Enlarge / Go on, leave your Switch OLED on nonstop for 3,000 hours and more. It may not be the best idea, but at least one tester in the wild has found it takes that many hours before the screen is negatively impacted. (credit: Aurich Lawson)

For many Nintendo fans, the launch of the Switch OLED in late 2021 was a welcome upgrade that provided a bigger screen and richer colors. But some people were concerned with the company putting an OLED panel on a portable system due to fears of image retention or outright image burn-in.

Thankfully, my prerelease testing of Switch OLED, which included hours-long tests of static Zelda images, didn’t permanently burn any Zelda heart icons onto the screen, and anecdotal testing in the months since has looked positive. But what if that isn’t comforting enough? What if you need an extreme test to know exactly how well the Samsung-manufactured panels in the Switch OLED consoles resist all forms of burn-in and image retention?

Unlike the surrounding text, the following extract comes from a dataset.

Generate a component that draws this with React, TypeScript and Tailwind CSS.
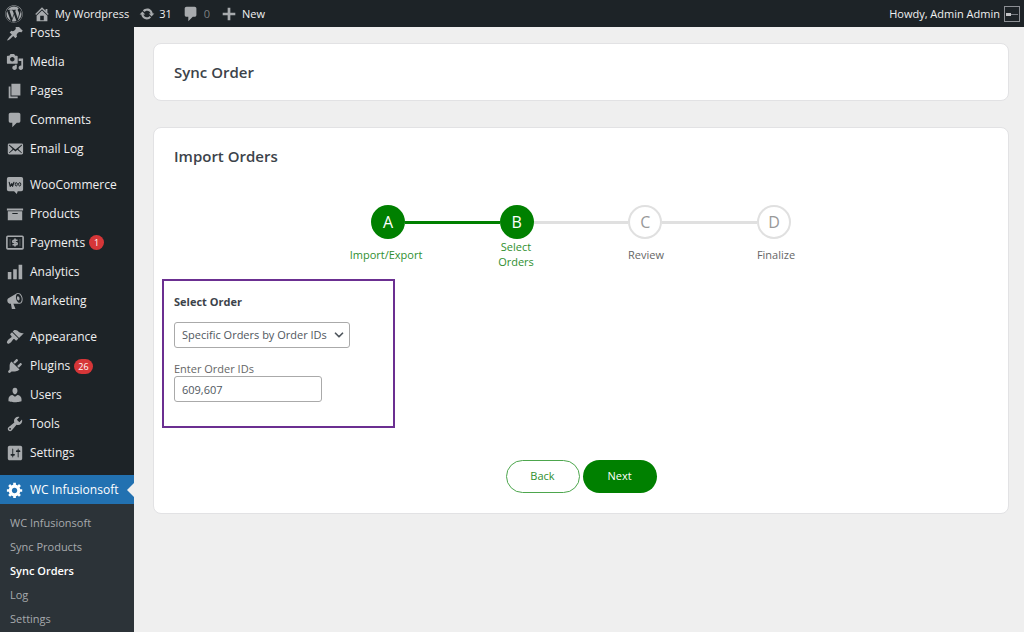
import React, { useState } from 'react';
import { FaWordpress } from 'react-icons/fa';
import { ChevronDown } from 'lucide-react';

const ICONS = {
  post: 'M10.44 3.02l1.82-1.82 6.36 6.35-1.83 1.82c-1.05-.68-2.48-.57-3.41.36l-.75.75c-.92.93-1.04 2.35-.35 3.41l-1.83 1.82-2.41-2.41-2.8 2.79c-.42.42-3.38 2.71-3.8 2.29s1.86-3.39 2.28-3.81l2.79-2.79L4.1 9.36l1.83-1.82c1.05.69 2.48.57 3.4-.36l.75-.75c.93-.92 1.05-2.35.36-3.41z',
  media: 'M13 11V4c0-.55-.45-1-1-1h-1.67L9 1H5L3.67 3H2c-.55 0-1 .45-1 1v7c0 .55.45 1 1 1h10c.55 0 1-.45 1-1zM7 4.5c1.38 0 2.5 1.12 2.5 2.5S8.38 9.5 7 9.5 4.5 8.38 4.5 7 5.62 4.5 7 4.5zM14 6h5v10.5c0 1.38-1.12 2.5-2.5 2.5S14 17.88 14 16.5s1.12-2.5 2.5-2.5c.17 0 .34.02.5.05V9h-3V6zm-4 8.05V13h2v3.5c0 1.38-1.12 2.5-2.5 2.5S7 17.88 7 16.5 8.12 14 9.5 14c.17 0 .34.02.5.05z',
  page: 'M6 15V2h10v13H6zm-1 1h8v2H3V5h2v11z',
  comment: 'M5 2h9c1.1 0 2 .9 2 2v7c0 1.1-.9 2-2 2h-2l-5 5v-5H5c-1.1 0-2-.9-2-2V4c0-1.1.9-2 2-2z',
  email: 'M19 14.5v-9c0-.83-.67-1.5-1.5-1.5H3.49c-.83 0-1.5.67-1.5 1.5v9c0 .83.67 1.5 1.5 1.5H17.5c.83 0 1.5-.67 1.5-1.5zm-1.31-9.11c.33.33.15.67-.03.84L13.6 9.95l3.9 4.06c.12.14.2.36.06.51-.13.16-.43.15-.56.05l-4.37-3.73-2.14 1.95-2.13-1.95-4.37 3.73c-.13.1-.43.11-.56-.05-.14-.15-.06-.37.06-.51l3.9-4.06-4.06-3.72c-.18-.17-.36-.51-.03-.84s.67-.17.95.07l6.24 5.04 6.25-5.04c.28-.24.62-.4.95-.07z',
  archive: 'M19 4v2H1V4h18zM2 7h16v10H2V7zm11 3V9H7v1h6z',
  chart: 'M18 18V2h-4v16h4zm-6 0V7H8v11h4zm-6 0v-8H2v8h4z',
  megaphone: 'M18.15 5.94c.46 1.62.38 3.22-.02 4.48-.42 1.28-1.26 2.18-2.3 2.48-.16.06-.26.06-.4.06-.06.02-.12.02-.18.02-.06.02-.14.02-.22.02h-6.8l2.22 5.5c.02.14-.06.26-.14.34-.08.1-.24.16-.34.16H6.95c-.1 0-.26-.06-.34-.16-.08-.08-.16-.2-.14-.34l-1-5.5H4.25l-.02-.02c-.5.06-1.08-.18-1.54-.62s-.88-1.08-1.06-1.88c-.24-.8-.2-1.56-.02-2.2.18-.62.58-1.08 1.06-1.3l.02-.02 9-5.4c.1-.06.18-.1.24-.16.06-.04.14-.08.24-.12.16-.08.28-.12.5-.18 1.04-.3 2.24.1 3.22.98s1.84 2.24 2.26 3.86zm-2.58 5.98h-.02c.4-.1.74-.34 1.04-.7.58-.7.86-1.76.86-3.04 0-.64-.1-1.3-.28-1.98-.34-1.36-1.02-2.5-1.78-3.24s-1.68-1.1-2.46-.88c-.82.22-1.4.96-1.7 2-.32 1.04-.28 2.36.06 3.72.38 1.36 1 2.5 1.8 3.24.78.74 1.62 1.1 2.48.88zm-2.54-7.08c.22-.04.42-.02.62.04.38.16.76.48 1.02 1s.42 1.2.42 1.78c0 .3-.04.56-.12.8-.18.48-.44.84-.86.94-.34.1-.8-.06-1.14-.4s-.64-.86-.78-1.5c-.18-.62-.12-1.24.02-1.72s.48-.84.82-.94z',
  appearance: 'M14.48 11.06L7.41 3.99l1.5-1.5c.5-.56 2.3-.47 3.51.32 1.21.8 1.43 1.28 2.91 2.1 1.18.64 2.45 1.26 4.45.85zm-.71.71L6.7 4.7 4.93 6.47c-.39.39-.39 1.02 0 1.41l1.06 1.06c.39.39.39 1.03 0 1.42-.6.6-1.43 1.11-2.21 1.69-.35.26-.7.53-1.01.84C1.43 14.23.4 16.08 1.4 17.07c.99 1 2.84-.03 4.18-1.36.31-.31.58-.66.85-1.02.57-.78 1.08-1.61 1.69-2.21.39-.39 1.02-.39 1.41 0l1.06 1.06c.39.39 1.02.39 1.41 0z',
  plugins: 'M13.11 4.36L9.87 7.6 8 5.73l3.24-3.24c.35-.34 1.05-.2 1.56.32.52.51.66 1.21.31 1.55zm-8 1.77l.91-1.12 9.01 9.01-1.19.84c-.71.71-2.63 1.16-3.82 1.16H6.14L4.9 17.26c-.59.59-1.54.59-2.12 0-.59-.58-.59-1.53 0-2.12l1.24-1.24v-3.88c0-1.13.4-3.19 1.09-3.89zm7.26 3.97l3.24-3.24c.34-.35 1.04-.21 1.55.31.52.51.66 1.21.31 1.55l-3.24 3.25z',
  users: 'M10 9.25c-2.27 0-2.73-3.44-2.73-3.44C7 4.02 7.82 2 9.97 2c2.16 0 2.98 2.02 2.71 3.81 0 0-.41 3.44-2.68 3.44zm0 2.57L12.72 10c2.39 0 4.52 2.33 4.52 4.53v2.49s-3.65 1.13-7.24 1.13c-3.65 0-7.24-1.13-7.24-1.13v-2.49c0-2.25 1.94-4.48 4.47-4.48z',
  tools: 'M16.68 9.77c-1.34 1.34-3.3 1.67-4.95.99l-5.41 6.52c-.99.99-2.59.99-3.58 0s-.99-2.59 0-3.57l6.52-5.42c-.68-1.65-.35-3.61.99-4.95 1.28-1.28 3.12-1.62 4.72-1.06l-2.89 2.89 2.82 2.82 2.86-2.87c.53 1.58.18 3.39-1.08 4.65zM3.81 16.21c.4.39 1.04.39 1.43 0 .4-.4.4-1.04 0-1.43-.39-.4-1.03-.4-1.43 0-.39.39-.39 1.03 0 1.43z',
  settings: 'M18 16V4c0-1.1-.9-2-2-2H4c-1.1 0-2 .9-2 2v12c0 1.1.9 2 2 2h12c1.1 0 2-.9 2-2zM8 11h1c.55 0 1 .45 1 1s-.45 1-1 1H8v1.5c0 .28-.22.5-.5.5s-.5-.22-.5-.5V13H6c-.55 0-1-.45-1-1s.45-1 1-1h1V5.5c0-.28.22-.5.5-.5s.5.22.5.5V11zm5-2h-1c-.55 0-1-.45-1-1s.45-1 1-1h1V5.5c0-.28.22-.5.5-.5s.5.22.5.5V7h1c.55 0 1 .45 1 1s-.45 1-1 1h-1v5.5c0 .28-.22.5-.5.5s-.5-.22-.5-.5V9z',
  gear: 'M18 12h-2.18c-.17.7-.44 1.35-.81 1.93l1.54 1.54-2.1 2.1-1.54-1.54c-.58.36-1.23.63-1.91.79V19H8v-2.18c-.68-.16-1.33-.43-1.91-.79l-1.54 1.54-2.12-2.12 1.54-1.54c-.36-.58-.63-1.23-.79-1.91H1V9.03h2.17c.16-.7.44-1.35.8-1.94L2.43 5.55l2.1-2.1 1.54 1.54c.58-.37 1.24-.64 1.93-.81V2h3v2.18c.68.16 1.33.43 1.91.79l1.54-1.54 2.12 2.12-1.54 1.54c.36.59.64 1.24.8 1.94H18V12zm-8.5 1.5c1.66 0 3-1.34 3-3s-1.34-3-3-3-3 1.34-3 3 1.34 3 3 3z',
  update: 'M10.2 3.28c3.53 0 6.43 2.61 6.92 6h2.08l-3.5 4-3.5-4h2.32c-.45-1.97-2.21-3.45-4.32-3.45-1.45 0-2.73.71-3.54 1.78L4.95 5.66C6.23 4.2 8.11 3.28 10.2 3.28zm-.4 13.44c-3.52 0-6.43-2.61-6.92-6H.8l3.5-4c1.17 1.33 2.33 2.67 3.5 4H5.48c.45 1.97 2.21 3.45 4.32 3.45 1.45 0 2.73-.71 3.54-1.78l1.71 1.95c-1.28 1.46-3.15 2.38-5.25 2.38z',
  home: 'M16 8.5l1.53 1.53-1.06 1.06L10 4.6l-6.47 6.49-1.06-1.06L10 2.5l4 4v-2h2v4zm-6-2.46l6 5.99V18H4v-5.97zM12 17v-5H8v5h4z',
  plus: 'M17 8.5v3h-5.5V17h-3v-5.5H3v-3h5.5V3h3v5.5H17z',
};

type IconName = keyof typeof ICONS | 'woo' | 'payments';

const Icon: React.FC<{ name: IconName; className?: string }> = ({ name, className = 'size-4' }) => {
  if (name === 'woo') {
    return (
      <svg viewBox="0 0 20 20" className={className} aria-hidden="true">
        <path fill="currentColor" d="M3 1h14a2 2 0 0 1 2 2v12a2 2 0 0 1-2 2h-4l-1 3-3-3H3a2 2 0 0 1-2-2V3a2 2 0 0 1 2-2z" />
        <path fill="none" stroke="#1d2327" strokeWidth="1.3" strokeLinecap="round" strokeLinejoin="round" d="M3.6 7l1.1 4.5L6.5 8.4l.8 3.1L8.8 7" />
        <ellipse cx="11.4" cy="9.2" rx="1.2" ry="1.9" fill="none" stroke="#1d2327" strokeWidth="1.1" />
        <ellipse cx="15.2" cy="9.2" rx="1.2" ry="1.9" fill="none" stroke="#1d2327" strokeWidth="1.1" />
      </svg>
    );
  }
  if (name === 'payments') {
    return (
      <svg viewBox="0 0 20 20" className={className} fill="none" stroke="currentColor" aria-hidden="true">
        <rect x="1" y="2.5" width="18" height="14" rx="1" strokeWidth="1.8" />
        <path strokeWidth="1.8" d="M12.8 7H8.8a1.2 1.2 0 0 0 0 2.5h2.4a1.2 1.2 0 0 1 0 2.5H7.2M10 5v9" />
        <path strokeWidth="1.2" d="M4.5 5.5v8M15.5 5.5v8" opacity=".35" />
      </svg>
    );
  }
  return (
    <svg viewBox="0 0 20 20" className={className} fill="currentColor" fillRule="evenodd" aria-hidden="true">
      <path d={ICONS[name]} />
    </svg>
  );
};

interface MenuEntry {
  label: string;
  icon: IconName;
  badge?: number;
}

const MENU_GROUPS: MenuEntry[][] = [
  [
    { label: 'Posts', icon: 'post' },
    { label: 'Media', icon: 'media' },
    { label: 'Pages', icon: 'page' },
    { label: 'Comments', icon: 'comment' },
    { label: 'Email Log', icon: 'email' },
  ],
  [
    { label: 'WooCommerce', icon: 'woo' },
    { label: 'Products', icon: 'archive' },
    { label: 'Payments', icon: 'payments', badge: 1 },
    { label: 'Analytics', icon: 'chart' },
    { label: 'Marketing', icon: 'megaphone' },
  ],
  [
    { label: 'Appearance', icon: 'appearance' },
    { label: 'Plugins', icon: 'plugins', badge: 26 },
    { label: 'Users', icon: 'users' },
    { label: 'Tools', icon: 'tools' },
    { label: 'Settings', icon: 'settings' },
  ],
];

const SUBMENU = ['WC Infusionsoft', 'Sync Products', 'Sync Orders', 'Log', 'Settings'];

const STEPS = [
  { letter: 'A', label: 'Import/Export', done: true },
  { letter: 'B', label: 'Select\nOrders', done: true },
  { letter: 'C', label: 'Review', done: false },
  { letter: 'D', label: 'Finalize', done: false },
];

const AdminBar = () => (
  <header className="relative z-10 flex h-[27px] shrink-0 items-center justify-between bg-[#1d2327] pl-[5px] pr-1 pt-px text-[11px] text-[#f0f0f1]">
    <div className="flex items-center gap-[10px]">
      <a href="#" aria-label="About WordPress" className="text-[#a7aaad]">
        <FaWordpress className="size-[18px]" />
      </a>
      <a href="#" className="flex items-center gap-1">
        <Icon name="home" className="size-[18px] text-[#a7aaad]" />
        My Wordpress
      </a>
      <a href="#" className="flex items-center gap-1">
        <Icon name="update" className="size-4 text-[#a7aaad]" />
        31
      </a>
      <a href="#" className="flex items-center gap-1 text-[#a7aaad]/70">
        <Icon name="comment" className="size-[18px] text-[#a7aaad]" />
        0
      </a>
      <a href="#" className="flex items-center gap-1">
        <Icon name="plus" className="size-[18px] text-[#a7aaad]" />
        New
      </a>
    </div>
    <a href="#" className="flex items-center gap-1">
      Howdy, Admin Admin
      <span className="flex size-4 items-center border border-[#8c8f94] px-px">
        <span className="h-[3px] w-[5px] bg-[#c3c4c7]" />
        <span className="h-px flex-1 bg-[#787c82]" />
      </span>
    </a>
  </header>
);

const Sidebar = () => (
  <aside className="w-[134px] shrink-0 bg-[#1d2327] text-xs leading-none text-[#f0f0f1]">
    {/* the menu is scrolled, so its first row slides under the admin bar */}
    <nav className="-mt-2">
      {MENU_GROUPS.map((group) => (
        <ul key={group[0].label} className="mb-2 grid h-36 grid-rows-5">
          {group.map((item) => (
            <li key={item.label}>
              <a href="#" className="flex h-full items-center pl-[6px] leading-none">
                <Icon name={item.icon} className="mr-[6px] size-[18px] text-[#a7aaad]" />
                {item.label}
                {item.badge && (
                  <span className="ml-1 flex h-[15px] min-w-[15px] items-center justify-center rounded-full bg-[#d63638] px-1 text-[9px] text-white">
                    {item.badge}
                  </span>
                )}
              </a>
            </li>
          ))}
        </ul>
      ))}
      <a href="#" className="relative flex h-[29px] items-center bg-[#2271b1] pl-[6px] text-white">
        <Icon name="gear" className="mr-[6px] size-[18px]" />
        WC Infusionsoft
        <span className="absolute right-0 top-1/2 -translate-y-1/2 border-y-[7px] border-r-[7px] border-y-transparent border-r-[#efefef]" />
      </a>
      <ul className="bg-[#2c3338] py-[6px] text-[11px] leading-none text-[#a7aaad]">
        {SUBMENU.map((label) => (
          <li key={label}>
            <a
              href="#"
              className={
                label === 'Sync Orders'
                  ? 'flex h-6 items-center pl-[10px] font-semibold text-white'
                  : 'flex h-6 items-center pl-[10px]'
              }
            >
              {label}
            </a>
          </li>
        ))}
      </ul>
    </nav>
  </aside>
);

const Stepper = () => (
  <div>
    <ol className="mx-auto flex w-[420px] items-center">
      {STEPS.map((step, i) => (
        <React.Fragment key={step.letter}>
          {i > 0 && (
            <li
              aria-hidden="true"
              className={step.done ? 'h-[3px] flex-1 bg-[#008000]' : 'h-[3px] flex-1 bg-[#e0e0e0]'}
            />
          )}
          <li
            className={
              step.done
                ? 'flex size-[34px] items-center justify-center rounded-full bg-[#008000] text-base text-white'
                : 'flex size-[34px] items-center justify-center rounded-full border-2 border-[#e0e0e0] text-base text-[#999]'
            }
          >
            {step.letter}
          </li>
        </React.Fragment>
      ))}
    </ol>
    <div className="mx-auto grid h-[30px] w-[520px] grid-cols-4 items-center text-center text-[11px] leading-[15px]">
      {STEPS.map((step) => (
        <span
          key={step.letter}
          className={step.done ? 'whitespace-pre-line text-[#2f8f2f]' : 'whitespace-pre-line text-[#666]'}
        >
          {step.label}
        </span>
      ))}
    </div>
  </div>
);

export default function App() {
  const [mode, setMode] = useState('ids');
  const [orderIds, setOrderIds] = useState('609,607');

  return (
    <div className="flex h-screen flex-col overflow-hidden bg-[#efefef] font-['Open_Sans','Noto_Sans',sans-serif]">
      <AdminBar />
      <div className="flex min-h-0 flex-1">
        <Sidebar />
        <main className="min-w-0 flex-1 overflow-y-auto pb-4 pl-[19px] pr-[15px] pt-4 text-[#3c434a]">
          <section className="rounded-lg border border-[#e2e2e4] bg-white px-5 py-4">
            <h1 className="text-[15px] font-semibold leading-6">Sync Order</h1>
          </section>

          <section className="mt-[26px] rounded-lg border border-[#e2e2e4] bg-white px-2 pb-5 pt-4">
            <h2 className="px-3 text-[15px] font-semibold leading-6">Import Orders</h2>

            <div className="mt-[37px]">
              <Stepper />
            </div>

            <div className="mt-[10px] h-[149px] w-[233px] border-2 border-[#6b2f91] px-[10px] pt-[13px]">
              <h3 className="text-[11px] font-bold leading-4">Select Order</h3>
              <div className="relative mt-3 w-44">
                <select
                  aria-label="Select Order"
                  value={mode}
                  onChange={(e) => setMode(e.target.value)}
                  className="block h-[26px] w-full appearance-none rounded-[3px] border border-[#aaa] bg-white pl-[7px] pr-5 text-[11px] text-[#50575e]"
                >
                  <option value="ids">Specific Orders by Order IDs</option>
                  <option value="all">All Orders</option>
                </select>
                <ChevronDown
                  strokeWidth={3}
                  className="pointer-events-none absolute right-1 top-1/2 size-[14px] -translate-y-1/2 text-[#50575e]"
                />
              </div>
              <label htmlFor="order-ids" className="mt-[14px] block text-[11px] leading-[14px] text-[#666]">
                Enter Order IDs
              </label>
              <input
                id="order-ids"
                type="text"
                value={orderIds}
                onChange={(e) => setOrderIds(e.target.value)}
                className="block h-[26px] w-[148px] rounded-[3px] border border-[#aaa] px-[7px] text-[11px] text-[#50575e]"
              />
            </div>

            <div className="mt-8 flex justify-center gap-[3px] text-[11px]">
              <button type="button" className="h-[33px] w-[74px] rounded-full border border-[#4da64d] text-[#2f8f2f]">
                Back
              </button>
              <button type="button" className="h-[33px] w-[74px] rounded-full bg-[#008000] text-white">
                Next
              </button>
            </div>
          </section>
        </main>
      </div>
    </div>
  );
}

Seen by the eyes of a Wulff

On the system’s launch day, YouTube tech critic and Twitch host Bob “WulffDen” Wulff began an experiment to conclusively answer this question, and five months later, he has published the latest video in his series on the topic. The console he tested, as put through an extreme test case that average gamers would never approach, needed 3,600 hours of nearly nonstop projection of a single image to show any signs of OLED burn-in.